DNA is constantly damaged by endogenous and exogenous sources and it has been shown that 80 to 90% of all human cancers are ultimately due to DNA damage. Organisms thus require efficient DNA repair systems to maintain their genomes in a functional state. Nucleotide excision repair (NER) recognizes structurally highly diverse damages, and it is our goal to obtain a general understanding of the sequential process of this repair pathway and exploit its role in cancer therapy. RecQ helicases assume key functions to maintain genomic integrity and are frequently upregulated in many cancers. We investigate the intricate molecular network of RecQ4 to decipher its function and to assess it as a target for cancer therapy.

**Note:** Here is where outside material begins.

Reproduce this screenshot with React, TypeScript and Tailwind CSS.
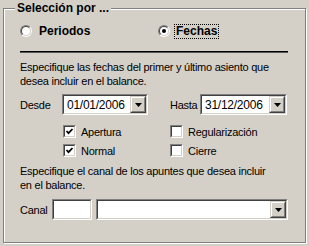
import React from 'react';

function Sunken({ className = '', children }: { className?: string; children?: React.ReactNode }) {
  return (
    <div className={`border border-t-[#808080] border-l-[#808080] border-b-white border-r-white ${className}`}>
      <div className="h-full w-full border border-t-[#404040] border-l-[#404040] border-b-[#d4d0c8] border-r-[#d4d0c8] bg-white flex items-center">
        {children}
      </div>
    </div>
  );
}

function DropButton() {
  return (
    <div className="h-full w-[16px] border border-t-[#d4d0c8] border-l-[#d4d0c8] border-b-[#404040] border-r-[#404040]">
      <div className="h-full w-full border border-t-white border-l-white border-b-[#808080] border-r-[#808080] bg-[#d4d0c8] flex items-center justify-center">
        <svg width="7" height="4" viewBox="0 0 7 4">
          <polygon points="0,0 7,0 3.5,4" fill="#000" />
        </svg>
      </div>
    </div>
  );
}

function Combo({ value, className = '' }: { value: string; className?: string }) {
  return (
    <Sunken className={`h-[21px] ${className}`}>
      <span className="flex-1 pl-[3px] text-[12px] leading-none">{value}</span>
      <DropButton />
    </Sunken>
  );
}

function Radio({ checked }: { checked?: boolean }) {
  return (
    <div className="w-[12px] h-[12px] rounded-full border border-t-[#808080] border-l-[#808080] border-b-white border-r-white">
      <div className="w-full h-full rounded-full border border-t-[#404040] border-l-[#404040] border-b-[#d4d0c8] border-r-[#d4d0c8] bg-white flex items-center justify-center">
        {checked && <div className="w-[4px] h-[4px] rounded-full bg-black" />}
      </div>
    </div>
  );
}

function Check({ checked, label }: { checked?: boolean; label: string }) {
  return (
    <div className="flex items-center h-[13px] gap-[5px]">
      <Sunken className="w-[13px] h-[13px]">
        {checked && (
          <svg width="9" height="9" viewBox="0 0 9 9" className="mx-auto">
            <polyline points="1.5,4 3.5,6.2 7.5,2" fill="none" stroke="#000" strokeWidth="1.8" />
          </svg>
        )}
      </Sunken>
      <span>{label}</span>
    </div>
  );
}

export default function App() {
  return (
    <div className="w-[309px] h-[246px] bg-[#d4d0c8] font-['Liberation_Sans',Arial,sans-serif] text-black text-[11px] tracking-[-0.25px] leading-[14px] pt-[8px] pl-[3px]">
      <div className="relative w-[303px] h-[235px] border border-[#808080] shadow-[inset_1px_1px_0_#fff,1px_1px_0_#fff] pl-[16px] pt-[14px]">
        {/* legend over the border */}
        <div className="absolute left-[11px] top-[-8px] px-[2px] bg-[#d4d0c8] text-[12px] font-bold tracking-normal">
          Selección por ...
        </div>

        <div className="flex items-center h-[16px] text-[12px] font-bold tracking-normal">
          <div className="w-[138px] flex items-center gap-[7px]">
            <Radio />
            <span>Periodos</span>
          </div>
          <div className="flex items-center gap-[4px]">
            <Radio checked />
            <span className="border border-dotted border-black px-[1px] leading-[13px]">Fechas</span>
          </div>
        </div>
        <div className="mt-[12px] h-[2px] w-[268px] border-t border-black bg-[#555]" />

        <p className="mt-[7px]">
          Especifique las fechas del primer y último asiento que
          <br />
          desea incluir en el balance.
        </p>

        <div className="mt-[6px] flex items-center h-[21px]">
          <span className="w-[42px]">Desde</span>
          <Combo value="01/01/2006" className="w-[86px]" />
          <span className="ml-[22px] w-[30px]">Hasta</span>
          <Combo value="31/12/2006" className="w-[87px]" />
        </div>

        <div className="mt-[10px] pl-[43px] grid grid-cols-[107px_1fr] gap-y-[6px]">
          <Check checked label="Apertura" />
          <Check label="Regularización" />
          <Check checked label="Normal" />
          <Check label="Cierre" />
        </div>

        <p className="mt-[7px]">
          Especifique el canal de los apuntes que desea incluir
          <br />
          en el balance.
        </p>

        <div className="mt-[7px] flex items-center h-[21px]">
          <span className="w-[32px]">Canal</span>
          <Sunken className="w-[40px] h-[21px]" />
          <Combo value="" className="ml-[4px] w-[192px]" />
        </div>
      </div>
    </div>
  );
}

Research Highlights 2017/2018
One major player in the NER cascade is the general transcription factor TFIIH.
TFIIH is a multiprotein complex consisting of ten subunits. We solved structures of a complex formed by the p34 N-terminal vWA and p44 C-terminal zinc binding domains. Our data reveal the presence of a redundant interaction network within core-TFIIH, which may serve to minimize the susceptibility to mutational impairment. This analysis provides first insights into why so far no mutations in the p34 or p44 core-TFIIH subunits have been identified that lead to the hallmark nucleotide excision repair syndromes xeroderma pigmentosum or trichothiodystrophy.
RecQ4 is one of five human RecQ helicases that are fundamental for genome maintenance. We solved the structure of the core RecQ4 helicase unit, revealing unique structural domains that are absent in other RecQ proteins. Combined with our functional analysis, we suggest that RecQ4 may employ a helicase mechanism that is different from that of all other human RecQ family members. Our results set the stage to examine the molecular basis of unique RecQ4 genome maintenance functions and analyse the structure-function relationship of patient mutations leading to RecQ4 associated human diseases.
The concepts that we have already and will continue to unveil by tackling basic research questions that elucidate mechanisms of DNA repair and maintaining genomic integrity will guide our approach towards translational aspects of these processes. We will develop pipelines for the development of new inhibitors that target specific steps in the analysed pathways. Our analysis will not only provide insights at the atomic level, but will also lead to their evaluation in appropriate animal models. Consequently, we will follow a more wholistic approach to maximize our knowledge about the important translational implications fostered by our basic research.